Records to process |

= = =

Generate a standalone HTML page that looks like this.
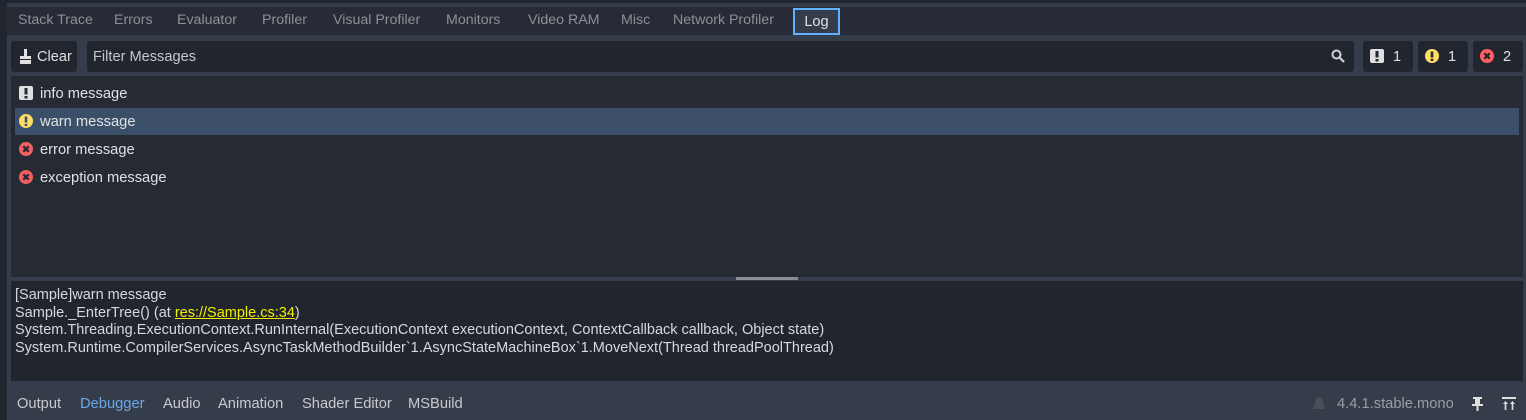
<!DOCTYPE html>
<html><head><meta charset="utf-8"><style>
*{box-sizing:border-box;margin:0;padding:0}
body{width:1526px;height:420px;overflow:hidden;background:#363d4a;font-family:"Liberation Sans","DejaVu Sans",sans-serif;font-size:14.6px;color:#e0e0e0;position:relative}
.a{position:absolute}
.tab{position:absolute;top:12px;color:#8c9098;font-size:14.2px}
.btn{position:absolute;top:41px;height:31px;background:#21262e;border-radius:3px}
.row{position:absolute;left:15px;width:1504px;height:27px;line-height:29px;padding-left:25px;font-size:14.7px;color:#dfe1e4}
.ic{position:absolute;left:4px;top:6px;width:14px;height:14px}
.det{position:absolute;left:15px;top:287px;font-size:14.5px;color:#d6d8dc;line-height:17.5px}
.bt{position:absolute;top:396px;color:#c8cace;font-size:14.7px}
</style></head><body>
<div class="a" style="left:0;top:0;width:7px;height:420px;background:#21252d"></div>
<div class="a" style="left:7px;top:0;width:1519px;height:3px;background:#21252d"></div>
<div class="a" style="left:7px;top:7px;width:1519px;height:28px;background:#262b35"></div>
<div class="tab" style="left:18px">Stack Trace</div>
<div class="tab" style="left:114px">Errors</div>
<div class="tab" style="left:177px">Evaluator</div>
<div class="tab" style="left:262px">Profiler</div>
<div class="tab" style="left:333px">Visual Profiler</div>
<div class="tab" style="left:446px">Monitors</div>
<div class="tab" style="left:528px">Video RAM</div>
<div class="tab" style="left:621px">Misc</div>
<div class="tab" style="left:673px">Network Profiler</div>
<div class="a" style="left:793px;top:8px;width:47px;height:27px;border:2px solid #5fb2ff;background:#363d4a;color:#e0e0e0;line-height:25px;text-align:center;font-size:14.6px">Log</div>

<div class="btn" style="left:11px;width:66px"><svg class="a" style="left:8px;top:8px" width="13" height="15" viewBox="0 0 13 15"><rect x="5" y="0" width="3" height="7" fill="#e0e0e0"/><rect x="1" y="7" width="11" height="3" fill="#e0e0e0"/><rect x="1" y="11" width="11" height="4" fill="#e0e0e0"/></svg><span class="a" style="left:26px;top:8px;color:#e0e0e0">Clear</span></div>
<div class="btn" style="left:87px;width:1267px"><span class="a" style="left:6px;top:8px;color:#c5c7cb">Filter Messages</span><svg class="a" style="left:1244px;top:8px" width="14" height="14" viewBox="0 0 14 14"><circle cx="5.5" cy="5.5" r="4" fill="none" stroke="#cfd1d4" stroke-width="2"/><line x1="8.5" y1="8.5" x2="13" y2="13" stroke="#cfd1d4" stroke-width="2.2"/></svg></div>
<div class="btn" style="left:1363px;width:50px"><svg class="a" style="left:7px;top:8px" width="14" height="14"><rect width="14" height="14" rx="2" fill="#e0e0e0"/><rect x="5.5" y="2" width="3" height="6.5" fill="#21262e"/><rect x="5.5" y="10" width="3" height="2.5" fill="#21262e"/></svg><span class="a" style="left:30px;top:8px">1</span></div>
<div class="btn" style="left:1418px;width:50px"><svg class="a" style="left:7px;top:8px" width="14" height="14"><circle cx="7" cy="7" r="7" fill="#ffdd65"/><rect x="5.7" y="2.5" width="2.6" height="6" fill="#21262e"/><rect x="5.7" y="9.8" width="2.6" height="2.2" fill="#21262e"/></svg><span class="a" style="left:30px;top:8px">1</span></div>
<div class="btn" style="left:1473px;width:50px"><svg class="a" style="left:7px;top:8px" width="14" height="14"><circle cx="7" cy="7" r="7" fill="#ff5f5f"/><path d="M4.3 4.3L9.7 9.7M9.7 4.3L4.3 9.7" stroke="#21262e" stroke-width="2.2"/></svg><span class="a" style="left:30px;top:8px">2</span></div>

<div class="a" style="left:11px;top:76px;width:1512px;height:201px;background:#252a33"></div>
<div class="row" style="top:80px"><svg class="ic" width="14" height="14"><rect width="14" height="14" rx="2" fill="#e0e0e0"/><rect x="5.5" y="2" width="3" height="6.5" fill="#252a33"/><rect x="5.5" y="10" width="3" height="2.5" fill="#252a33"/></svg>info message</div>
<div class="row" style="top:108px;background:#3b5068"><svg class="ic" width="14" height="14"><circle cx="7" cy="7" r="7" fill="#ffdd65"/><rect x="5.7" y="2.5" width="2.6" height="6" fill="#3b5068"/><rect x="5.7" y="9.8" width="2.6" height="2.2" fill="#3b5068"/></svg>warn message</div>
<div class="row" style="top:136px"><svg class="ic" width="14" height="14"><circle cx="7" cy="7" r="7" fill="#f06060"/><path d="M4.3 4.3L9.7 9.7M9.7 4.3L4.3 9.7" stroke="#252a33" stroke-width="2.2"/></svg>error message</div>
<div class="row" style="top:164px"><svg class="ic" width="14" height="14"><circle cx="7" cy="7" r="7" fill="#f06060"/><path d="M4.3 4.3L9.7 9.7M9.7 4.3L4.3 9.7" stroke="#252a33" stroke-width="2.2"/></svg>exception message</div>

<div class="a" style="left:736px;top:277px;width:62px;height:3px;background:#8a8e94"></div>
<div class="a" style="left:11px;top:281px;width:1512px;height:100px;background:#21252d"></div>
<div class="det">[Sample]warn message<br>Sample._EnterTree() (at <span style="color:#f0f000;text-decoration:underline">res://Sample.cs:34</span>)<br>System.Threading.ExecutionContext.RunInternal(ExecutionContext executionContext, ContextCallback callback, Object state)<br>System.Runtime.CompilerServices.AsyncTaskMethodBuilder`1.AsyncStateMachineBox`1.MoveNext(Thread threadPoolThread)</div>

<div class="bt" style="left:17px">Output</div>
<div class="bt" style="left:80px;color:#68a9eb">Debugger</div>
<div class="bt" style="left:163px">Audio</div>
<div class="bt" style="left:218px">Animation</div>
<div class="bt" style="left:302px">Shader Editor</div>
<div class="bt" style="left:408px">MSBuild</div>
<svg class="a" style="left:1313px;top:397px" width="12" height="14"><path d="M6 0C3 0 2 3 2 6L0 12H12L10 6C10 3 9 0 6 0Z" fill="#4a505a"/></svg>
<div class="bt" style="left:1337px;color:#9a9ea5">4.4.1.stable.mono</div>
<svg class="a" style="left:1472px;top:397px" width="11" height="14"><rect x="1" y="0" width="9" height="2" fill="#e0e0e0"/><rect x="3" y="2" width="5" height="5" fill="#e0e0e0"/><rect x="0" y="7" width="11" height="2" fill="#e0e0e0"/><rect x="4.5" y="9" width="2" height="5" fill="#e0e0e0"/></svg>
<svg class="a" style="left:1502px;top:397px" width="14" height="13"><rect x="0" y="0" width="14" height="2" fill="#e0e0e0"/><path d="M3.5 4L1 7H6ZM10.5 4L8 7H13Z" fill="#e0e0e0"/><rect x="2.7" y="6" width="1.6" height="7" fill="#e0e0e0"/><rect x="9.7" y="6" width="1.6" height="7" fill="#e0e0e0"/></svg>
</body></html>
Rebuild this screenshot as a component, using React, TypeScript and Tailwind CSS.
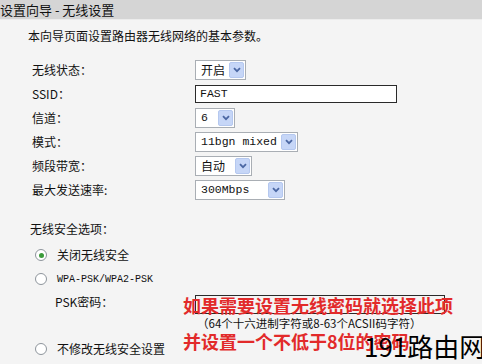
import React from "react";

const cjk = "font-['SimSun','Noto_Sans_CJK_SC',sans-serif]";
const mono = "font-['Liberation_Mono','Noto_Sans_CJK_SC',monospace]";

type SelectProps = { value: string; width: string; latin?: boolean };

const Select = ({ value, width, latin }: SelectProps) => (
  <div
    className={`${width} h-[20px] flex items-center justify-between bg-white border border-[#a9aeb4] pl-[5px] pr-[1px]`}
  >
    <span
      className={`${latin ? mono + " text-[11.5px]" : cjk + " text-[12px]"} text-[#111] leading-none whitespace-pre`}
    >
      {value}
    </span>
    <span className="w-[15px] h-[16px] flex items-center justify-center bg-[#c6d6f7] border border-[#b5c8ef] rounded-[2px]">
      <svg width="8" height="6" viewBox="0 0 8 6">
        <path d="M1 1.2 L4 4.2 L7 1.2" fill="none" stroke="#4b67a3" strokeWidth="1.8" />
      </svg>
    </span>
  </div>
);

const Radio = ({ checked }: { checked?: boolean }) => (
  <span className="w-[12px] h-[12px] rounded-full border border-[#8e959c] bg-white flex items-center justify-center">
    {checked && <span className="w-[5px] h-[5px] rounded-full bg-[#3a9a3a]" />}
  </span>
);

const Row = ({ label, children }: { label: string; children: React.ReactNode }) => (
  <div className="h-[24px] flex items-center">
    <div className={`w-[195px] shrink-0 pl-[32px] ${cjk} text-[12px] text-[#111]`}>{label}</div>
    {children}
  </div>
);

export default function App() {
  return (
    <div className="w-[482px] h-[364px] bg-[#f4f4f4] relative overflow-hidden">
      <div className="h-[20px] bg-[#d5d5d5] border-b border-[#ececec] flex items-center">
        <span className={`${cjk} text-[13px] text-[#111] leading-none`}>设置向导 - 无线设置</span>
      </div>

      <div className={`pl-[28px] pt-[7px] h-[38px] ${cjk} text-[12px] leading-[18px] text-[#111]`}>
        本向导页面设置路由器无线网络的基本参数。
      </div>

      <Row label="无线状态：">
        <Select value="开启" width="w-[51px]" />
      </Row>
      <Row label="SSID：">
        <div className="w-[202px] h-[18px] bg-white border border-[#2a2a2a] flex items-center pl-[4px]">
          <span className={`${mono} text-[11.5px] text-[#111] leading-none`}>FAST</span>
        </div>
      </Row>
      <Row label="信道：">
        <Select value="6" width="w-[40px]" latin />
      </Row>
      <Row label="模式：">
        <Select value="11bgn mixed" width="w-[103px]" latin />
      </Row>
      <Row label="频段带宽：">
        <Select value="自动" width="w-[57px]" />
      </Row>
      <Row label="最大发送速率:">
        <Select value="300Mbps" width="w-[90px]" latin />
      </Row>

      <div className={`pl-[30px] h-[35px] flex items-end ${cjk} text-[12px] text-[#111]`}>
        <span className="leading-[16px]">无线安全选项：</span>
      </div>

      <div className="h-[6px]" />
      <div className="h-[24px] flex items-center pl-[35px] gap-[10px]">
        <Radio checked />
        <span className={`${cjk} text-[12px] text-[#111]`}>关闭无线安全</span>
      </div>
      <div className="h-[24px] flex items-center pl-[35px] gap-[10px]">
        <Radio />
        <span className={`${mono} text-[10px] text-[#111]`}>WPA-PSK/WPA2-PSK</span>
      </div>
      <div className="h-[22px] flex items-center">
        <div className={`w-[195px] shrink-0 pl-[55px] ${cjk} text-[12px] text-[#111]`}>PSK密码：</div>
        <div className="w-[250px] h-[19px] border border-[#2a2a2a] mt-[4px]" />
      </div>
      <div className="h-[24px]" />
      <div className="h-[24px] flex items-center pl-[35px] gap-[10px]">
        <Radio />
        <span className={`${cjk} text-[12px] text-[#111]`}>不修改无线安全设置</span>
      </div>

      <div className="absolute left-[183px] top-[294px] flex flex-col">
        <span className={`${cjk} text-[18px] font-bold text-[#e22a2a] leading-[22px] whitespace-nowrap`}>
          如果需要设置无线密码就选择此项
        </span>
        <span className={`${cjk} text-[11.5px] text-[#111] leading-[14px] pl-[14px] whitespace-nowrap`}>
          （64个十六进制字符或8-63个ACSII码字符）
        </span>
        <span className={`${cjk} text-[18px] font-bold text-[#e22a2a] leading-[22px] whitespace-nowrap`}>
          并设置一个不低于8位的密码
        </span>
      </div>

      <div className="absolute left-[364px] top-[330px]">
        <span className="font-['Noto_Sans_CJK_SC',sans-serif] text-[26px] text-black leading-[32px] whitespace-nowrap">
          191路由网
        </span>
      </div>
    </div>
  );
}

= = =

Set task | Copy exactly the stretch of lines that starts at the line holding "Rebuild this screenshot" and ends at the line holding "string; width: string;". Drop the pictures.

Written solution |
Rebuild this screenshot as a component, using React, TypeScript and Tailwind CSS.
import React from "react";

const cjk = "font-['SimSun','Noto_Sans_CJK_SC',sans-serif]";
const mono = "font-['Liberation_Mono','Noto_Sans_CJK_SC',monospace]";

type SelectProps = { value: string; width: string; latin?: boolean };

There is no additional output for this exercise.